AWS Certified Machine Learning – Specialty — Question 117
A company that promotes healthy sleep patterns by providing cloud-connected devices currently hosts a sleep tracking application on AWS. The application collects device usage information from device users. The company's Data Science team is building a machine learning model to predict if and when a user will stop utilizing the company's devices. Predictions from this model are used by a downstream application that determines the best approach for contacting users.
The Data Science team is building multiple versions of the machine learning model to evaluate each version against the company's business goals. To measure long-term effectiveness, the team wants to run multiple versions of the model in parallel for long periods of time, with the ability to control the portion of inferences served by the models.
Which solution satisfies these requirements with MINIMAL effort?
Answer options
- A. Build and host multiple models in Amazon SageMaker. Create multiple Amazon SageMaker endpoints, one for each model. Programmatically control invoking different models for inference at the application layer.
- B. Build and host multiple models in Amazon SageMaker. Create an Amazon SageMaker endpoint configuration with multiple production variants. Programmatically control the portion of the inferences served by the multiple models by updating the endpoint configuration.
- C. Build and host multiple models in Amazon SageMaker Neo to take into account different types of medical devices. Programmatically control which model is invoked for inference based on the medical device type.

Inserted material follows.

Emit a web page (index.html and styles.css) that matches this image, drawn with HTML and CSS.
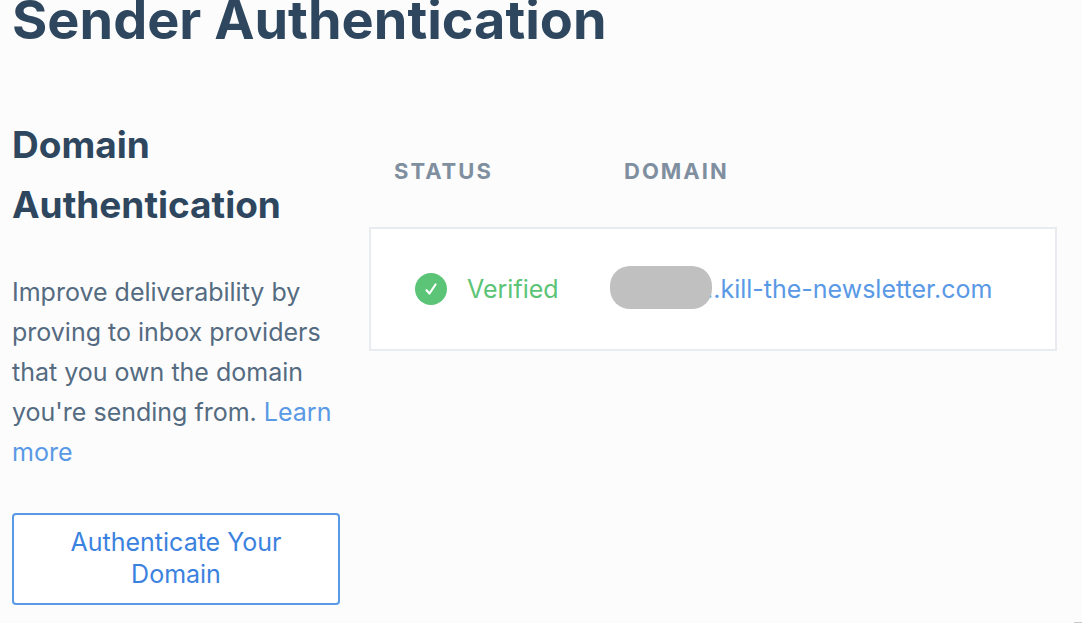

- D. Build and host multiple models in Amazon SageMaker. Create a single endpoint that accesses multiple models. Use Amazon SageMaker batch transform to control invoking the different models through the single endpoint.
Correct answer: B
Explanation
Option B is correct because it allows the Data Science team to create an endpoint configuration with multiple production variants, enabling them to control the inference distribution easily and efficiently. Option A requires creating separate endpoints, which increases management complexity and effort. Option C does not address the requirement of running multiple versions in parallel, as it focuses on model selection based on device type. Option D involves batch processing, which is not suitable for real-time inference control.